* _What you have to do_
Reproduce each line of the material exactly, minus any picture.

++++

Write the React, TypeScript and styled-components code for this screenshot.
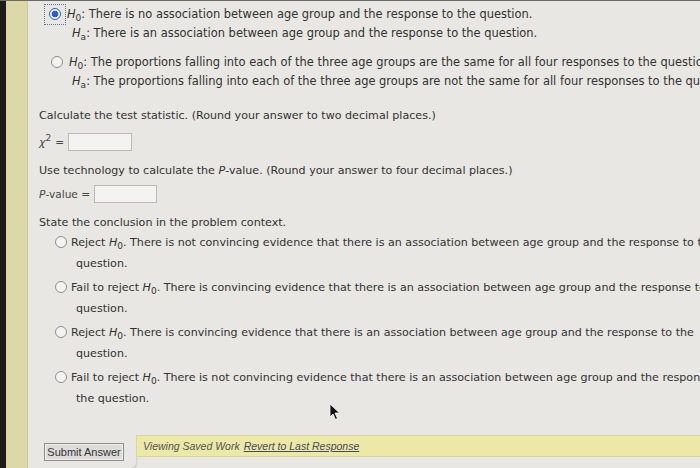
import React from "react";
import styled, { createGlobalStyle } from "styled-components";

const Global = createGlobalStyle`
  html, body { margin: 0; padding: 0; background: #e4e3df; }
  body { font-family: "DejaVu Sans", Verdana, sans-serif; }
`;

const Page = styled.div`
  width: 700px;
  height: 468px;
  display: flex;
  overflow: hidden;
  position: relative;
  background: #e4e3df;
  border-top: 1px solid #6a6a66;
  box-sizing: border-box;
`;

const DarkEdge = styled.div`
  width: 6px;
  background: #1c1c1a;
`;

const YellowStrip = styled.div`
  width: 21px;
  background: #dcd8a7;
  border-right: 1px solid #cfcb98;
`;

const Main = styled.div`
  flex: 1;
  display: flex;
  flex-direction: column;
  min-width: 0;
`;

const Card = styled.div`
  flex: 1;
  display: flex;
  flex-direction: column;
  padding: 5px 0 0 11px;
  color: #323232;
  font-size: 11.1px;
  white-space: nowrap;
  background: #e8e7e3;
`;

const Hyp = styled.div<{ $mt?: number }>`
  display: flex;
  flex-direction: column;
  gap: 3px;
  margin-left: 5px;
  margin-top: ${(p) => p.$mt ?? 0}px;
  font-size: 11.45px;
`;

const Row = styled.div<{ $indent?: number }>`
  display: flex;
  align-items: center;
  height: 16px;
  padding-left: ${(p) => p.$indent ?? 0}px;
`;

const FocusBox = styled.span`
  display: inline-flex;
  align-items: center;
  justify-content: center;
  flex: none;
  width: 20px;
  height: 19px;
  border: 1px dotted #5b6f98;
  margin-right: 1px;
`;

const Radio = styled.span<{ $on?: boolean }>`
  display: inline-block;
  box-sizing: border-box;
  width: 12px;
  height: 12px;
  border-radius: 50%;
  border: 1px solid ${(p) => (p.$on ? "#2a5dd6" : "#8e8e8c")};
  background: ${(p) =>
    p.$on
      ? "radial-gradient(circle, #2a5dd6 0 3.2px, #f2f4fb 3.6px)"
      : "#f3f3f1"};
  flex: none;
`;

const RadioSpacer = styled.span`
  display: inline-block;
  flex: none;
  width: 6px;
`;

const Sym = styled.span`
  font-style: italic;
  sub {
    font-style: normal;
    font-size: 9px;
    vertical-align: -3px;
    line-height: 0;
  }
`;

const Prompt = styled.div<{ $mt: number }>`
  margin-top: ${(p) => p.$mt}px;
  height: 16px;
  display: flex;
  align-items: center;
`;

const AnswerLine = styled.div<{ $mt: number }>`
  display: flex;
  align-items: center;
  gap: 4px;
  margin-top: ${(p) => p.$mt}px;
  font-size: 10.6px;
  color: #474747;
`;

const Input = styled.span<{ $w: number }>`
  display: inline-block;
  width: ${(p) => p.$w}px;
  height: 18px;
  background: #f3f3f1;
  border: 1px solid #b9b9b6;
  box-sizing: border-box;
`;

const Chi = styled.span`
  font-style: italic;
  font-size: 11px;
  sup {
    font-style: normal;
    font-size: 9px;
    vertical-align: 5px;
    line-height: 0;
  }
`;

const Options = styled.div`
  display: flex;
  flex-direction: column;
  gap: 8px;
  margin-top: 4px;
  margin-left: 16px;
`;

const Option = styled.div`
  display: flex;
  flex-direction: column;
  gap: 5px;
`;

const OptLine = styled.div`
  display: flex;
  align-items: center;
  gap: 4px;
  height: 16px;
`;

const Cont = styled.div`
  padding-left: 21px;
  height: 16px;
  display: flex;
  align-items: center;
`;

const Footer = styled.div`
  display: flex;
  align-items: flex-end;
  margin-top: auto;
  height: 34px;
`;

const ButtonArea = styled.div`
  width: 108px;
  height: 30px;
  box-sizing: border-box;
  padding: 0 0 0 16px;
  background: #e8e7e3;
  border-bottom-right-radius: 6px;
  box-shadow: 1px 1px 2px rgba(0, 0, 0, 0.12);
  display: flex;
  align-items: flex-start;
  margin-left: -11px;
`;

const SubmitButton = styled.button`
  font-family: "Liberation Sans", Arial, sans-serif;
  font-size: 11px;
  color: #333;
  width: 80px;
  height: 18px;
  padding: 0;
  margin-top: 5px;
  background: #dcdcda;
  border: 1px solid #8c8c8a;
  box-shadow: inset 0 0 0 1px #f0f0ee;
`;

const SavedBar = styled.div`
  flex: 1;
  height: 20px;
  align-self: flex-start;
  margin-top: 1px;
  background: #ebe8a8;
  border-top: 1px solid #d9d7a0;
  border-bottom: 1px solid #d9d7a0;
  border-left: 1px solid #d9d7a0;
  font-family: "Liberation Sans", Arial, sans-serif;
  font-style: italic;
  font-size: 10.5px;
  color: #555;
  display: flex;
  align-items: center;
  padding-left: 6px;
  gap: 4px;
  a {
    color: #4a4a5a;
    text-decoration: underline;
  }
`;

const Cursor = styled.svg`
  position: absolute;
  left: 329px;
  top: 402px;
`;

const H0 = () => (
  <Sym>
    H<sub>0</sub>
  </Sym>
);
const Ha = () => (
  <Sym>
    H<sub>a</sub>
  </Sym>
);

const conclusions = [
  {
    lead: "Reject",
    line1:
      " There is not convincing evidence that there is an association between age group and the response to the",
    line2: "question.",
  },
  {
    lead: "Fail to reject",
    line1:
      " There is convincing evidence that there is an association between age group and the response to the",
    line2: "question.",
  },
  {
    lead: "Reject",
    line1:
      " There is convincing evidence that there is an association between age group and the response to the",
    line2: "question.",
  },
  {
    lead: "Fail to reject",
    line1:
      " There is not convincing evidence that there is an association between age group and the response to",
    line2: "the question.",
  },
];

export default function App() {
  return (
    <>
      <Global />
      <Page>
        <DarkEdge />
        <YellowStrip />
        <Main>
          <Card>
            <Hyp>
              <Row>
                <FocusBox>
                  <Radio $on />
                </FocusBox>
                <H0 />: There is no association between age group and the response to the question.
              </Row>
              <Row $indent={28}>
                <Ha />: There is an association between age group and the response to the question.
              </Row>
            </Hyp>
            <Hyp $mt={13}>
              <Row $indent={7}>
                <Radio />
                <RadioSpacer />
                <H0 />: The proportions falling into each of the three age groups are the same for all four responses to the question.
              </Row>
              <Row $indent={28}>
                <Ha />: The proportions falling into each of the three age groups are not the same for all four responses to the question.
              </Row>
            </Hyp>
            <Prompt $mt={18}>
              Calculate the test statistic. (Round your answer to two decimal places.)
            </Prompt>
            <AnswerLine $mt={10}>
              <Chi>
                χ<sup>2</sup>
              </Chi>
              =
              <Input $w={64} />
            </AnswerLine>
            <Prompt $mt={11}>
              Use technology to calculate the&nbsp;<i>P</i>-value. (Round your answer to four decimal places.)
            </Prompt>
            <AnswerLine $mt={7}>
              <span>
                <i>P</i>-value =
              </span>
              <Input $w={63} />
            </AnswerLine>
            <Prompt $mt={11}>State the conclusion in the problem context.</Prompt>
            <Options>
              {conclusions.map((c, i) => (
                <Option key={i}>
                  <OptLine>
                    <Radio />
                    <span>
                      {c.lead} <H0 />.{c.line1}
                    </span>
                  </OptLine>
                  <Cont>{c.line2}</Cont>
                </Option>
              ))}
            </Options>
            <Footer>
              <ButtonArea>
                <SubmitButton>Submit Answer</SubmitButton>
              </ButtonArea>
              <SavedBar>
                Viewing Saved Work <a>Revert to Last Response</a>
              </SavedBar>
            </Footer>
          </Card>
        </Main>
        <Cursor width="12" height="18" viewBox="0 0 12 18">
          <path d="M1 1 L1 14 L4 11 L6.5 16.5 L8.5 15.5 L6 10 L10.5 10 Z" fill="#111" stroke="#fff" strokeWidth="0.8" />
        </Cursor>
      </Page>
    </>
  );
}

++++

* _Reply_
Write the React, TypeScript and styled-components code for this screenshot.
import React from "react";
import styled, { createGlobalStyle } from "styled-components";

const Global = createGlobalStyle`
  html, body { margin: 0; padding: 0; background: #e4e3df; }
  body { font-family: "DejaVu Sans", Verdana, sans-serif; }
`;

const Page = styled.div`
  width: 700px;
  height: 468px;
  display: flex;
  overflow: hidden;
  position: relative;
  background: #e4e3df;
  border-top: 1px solid #6a6a66;
  box-sizing: border-box;
`;

const DarkEdge = styled.div`
  width: 6px;
  background: #1c1c1a;
`;

const YellowStrip = styled.div`
  width: 21px;
  background: #dcd8a7;
  border-right: 1px solid #cfcb98;
`;

const Main = styled.div`
  flex: 1;
  display: flex;
  flex-direction: column;
  min-width: 0;
`;

const Card = styled.div`
  flex: 1;
  display: flex;
  flex-direction: column;
  padding: 5px 0 0 11px;
  color: #323232;
  font-size: 11.1px;
  white-space: nowrap;
  background: #e8e7e3;
`;

const Hyp = styled.div<{ $mt?: number }>`
  display: flex;
  flex-direction: column;
  gap: 3px;
  margin-left: 5px;
  margin-top: ${(p) => p.$mt ?? 0}px;
  font-size: 11.45px;
`;

const Row = styled.div<{ $indent?: number }>`
  display: flex;
  align-items: center;
  height: 16px;
  padding-left: ${(p) => p.$indent ?? 0}px;
`;

const FocusBox = styled.span`
  display: inline-flex;
  align-items: center;
  justify-content: center;
  flex: none;
  width: 20px;
  height: 19px;
  border: 1px dotted #5b6f98;
  margin-right: 1px;
`;

const Radio = styled.span<{ $on?: boolean }>`
  display: inline-block;
  box-sizing: border-box;
  width: 12px;
  height: 12px;
  border-radius: 50%;
  border: 1px solid ${(p) => (p.$on ? "#2a5dd6" : "#8e8e8c")};
  background: ${(p) =>
    p.$on
      ? "radial-gradient(circle, #2a5dd6 0 3.2px, #f2f4fb 3.6px)"
      : "#f3f3f1"};
  flex: none;
`;

const RadioSpacer = styled.span`
  display: inline-block;
  flex: none;
  width: 6px;
`;

const Sym = styled.span`
  font-style: italic;
  sub {
    font-style: normal;
    font-size: 9px;
    vertical-align: -3px;
    line-height: 0;
  }
`;

const Prompt = styled.div<{ $mt: number }>`
  margin-top: ${(p) => p.$mt}px;
  height: 16px;
  display: flex;
  align-items: center;
`;

const AnswerLine = styled.div<{ $mt: number }>`
  display: flex;
  align-items: center;
  gap: 4px;
  margin-top: ${(p) => p.$mt}px;
  font-size: 10.6px;
  color: #474747;
`;

const Input = styled.span<{ $w: number }>`
  display: inline-block;
  width: ${(p) => p.$w}px;
  height: 18px;
  background: #f3f3f1;
  border: 1px solid #b9b9b6;
  box-sizing: border-box;
`;

const Chi = styled.span`
  font-style: italic;
  font-size: 11px;
  sup {
    font-style: normal;
    font-size: 9px;
    vertical-align: 5px;
    line-height: 0;
  }
`;

const Options = styled.div`
  display: flex;
  flex-direction: column;
  gap: 8px;
  margin-top: 4px;
  margin-left: 16px;
`;

const Option = styled.div`
  display: flex;
  flex-direction: column;
  gap: 5px;
`;

const OptLine = styled.div`
  display: flex;
  align-items: center;
  gap: 4px;
  height: 16px;
`;

const Cont = styled.div`
  padding-left: 21px;
  height: 16px;
  display: flex;
  align-items: center;
`;

const Footer = styled.div`
  display: flex;
  align-items: flex-end;
  margin-top: auto;
  height: 34px;
`;

const ButtonArea = styled.div`
  width: 108px;
  height: 30px;
  box-sizing: border-box;
  padding: 0 0 0 16px;
  background: #e8e7e3;
  border-bottom-right-radius: 6px;
  box-shadow: 1px 1px 2px rgba(0, 0, 0, 0.12);
  display: flex;
  align-items: flex-start;
  margin-left: -11px;
`;

const SubmitButton = styled.button`
  font-family: "Liberation Sans", Arial, sans-serif;
  font-size: 11px;
  color: #333;
  width: 80px;
  height: 18px;
  padding: 0;
  margin-top: 5px;
  background: #dcdcda;
  border: 1px solid #8c8c8a;
  box-shadow: inset 0 0 0 1px #f0f0ee;
`;

const SavedBar = styled.div`
  flex: 1;
  height: 20px;
  align-self: flex-start;
  margin-top: 1px;
  background: #ebe8a8;
  border-top: 1px solid #d9d7a0;
  border-bottom: 1px solid #d9d7a0;
  border-left: 1px solid #d9d7a0;
  font-family: "Liberation Sans", Arial, sans-serif;
  font-style: italic;
  font-size: 10.5px;
  color: #555;
  display: flex;
  align-items: center;
  padding-left: 6px;
  gap: 4px;
  a {
    color: #4a4a5a;
    text-decoration: underline;
  }
`;

const Cursor = styled.svg`
  position: absolute;
  left: 329px;
  top: 402px;
`;

const H0 = () => (
  <Sym>
    H<sub>0</sub>
  </Sym>
);
const Ha = () => (
  <Sym>
    H<sub>a</sub>
  </Sym>
);

const conclusions = [
  {
    lead: "Reject",
    line1:
      " There is not convincing evidence that there is an association between age group and the response to the",
    line2: "question.",
  },
  {
    lead: "Fail to reject",
    line1:
      " There is convincing evidence that there is an association between age group and the response to the",
    line2: "question.",
  },
  {
    lead: "Reject",
    line1:
      " There is convincing evidence that there is an association between age group and the response to the",
    line2: "question.",
  },
  {
    lead: "Fail to reject",
    line1:
      " There is not convincing evidence that there is an association between age group and the response to",
    line2: "the question.",
  },
];

export default function App() {
  return (
    <>
      <Global />
      <Page>
        <DarkEdge />
        <YellowStrip />
        <Main>
          <Card>
            <Hyp>
              <Row>
                <FocusBox>
                  <Radio $on />
                </FocusBox>
                <H0 />: There is no association between age group and the response to the question.
              </Row>
              <Row $indent={28}>
                <Ha />: There is an association between age group and the response to the question.
              </Row>
            </Hyp>
            <Hyp $mt={13}>
              <Row $indent={7}>
                <Radio />
                <RadioSpacer />
                <H0 />: The proportions falling into each of the three age groups are the same for all four responses to the question.
              </Row>
              <Row $indent={28}>
                <Ha />: The proportions falling into each of the three age groups are not the same for all four responses to the question.
              </Row>
            </Hyp>
            <Prompt $mt={18}>
              Calculate the test statistic. (Round your answer to two decimal places.)
            </Prompt>
            <AnswerLine $mt={10}>
              <Chi>
                χ<sup>2</sup>
              </Chi>
              =
              <Input $w={64} />
            </AnswerLine>
            <Prompt $mt={11}>
              Use technology to calculate the&nbsp;<i>P</i>-value. (Round your answer to four decimal places.)
            </Prompt>
            <AnswerLine $mt={7}>
              <span>
                <i>P</i>-value =
              </span>
              <Input $w={63} />
            </AnswerLine>
            <Prompt $mt={11}>State the conclusion in the problem context.</Prompt>
            <Options>
              {conclusions.map((c, i) => (
                <Option key={i}>
                  <OptLine>
                    <Radio />
                    <span>
                      {c.lead} <H0 />.{c.line1}
                    </span>
                  </OptLine>
                  <Cont>{c.line2}</Cont>
                </Option>
              ))}
            </Options>
            <Footer>
              <ButtonArea>
                <SubmitButton>Submit Answer</SubmitButton>
              </ButtonArea>
              <SavedBar>
                Viewing Saved Work <a>Revert to Last Response</a>
              </SavedBar>
            </Footer>
          </Card>
        </Main>
        <Cursor width="12" height="18" viewBox="0 0 12 18">
          <path d="M1 1 L1 14 L4 11 L6.5 16.5 L8.5 15.5 L6 10 L10.5 10 Z" fill="#111" stroke="#fff" strokeWidth="0.8" />
        </Cursor>
      </Page>
    </>
  );
}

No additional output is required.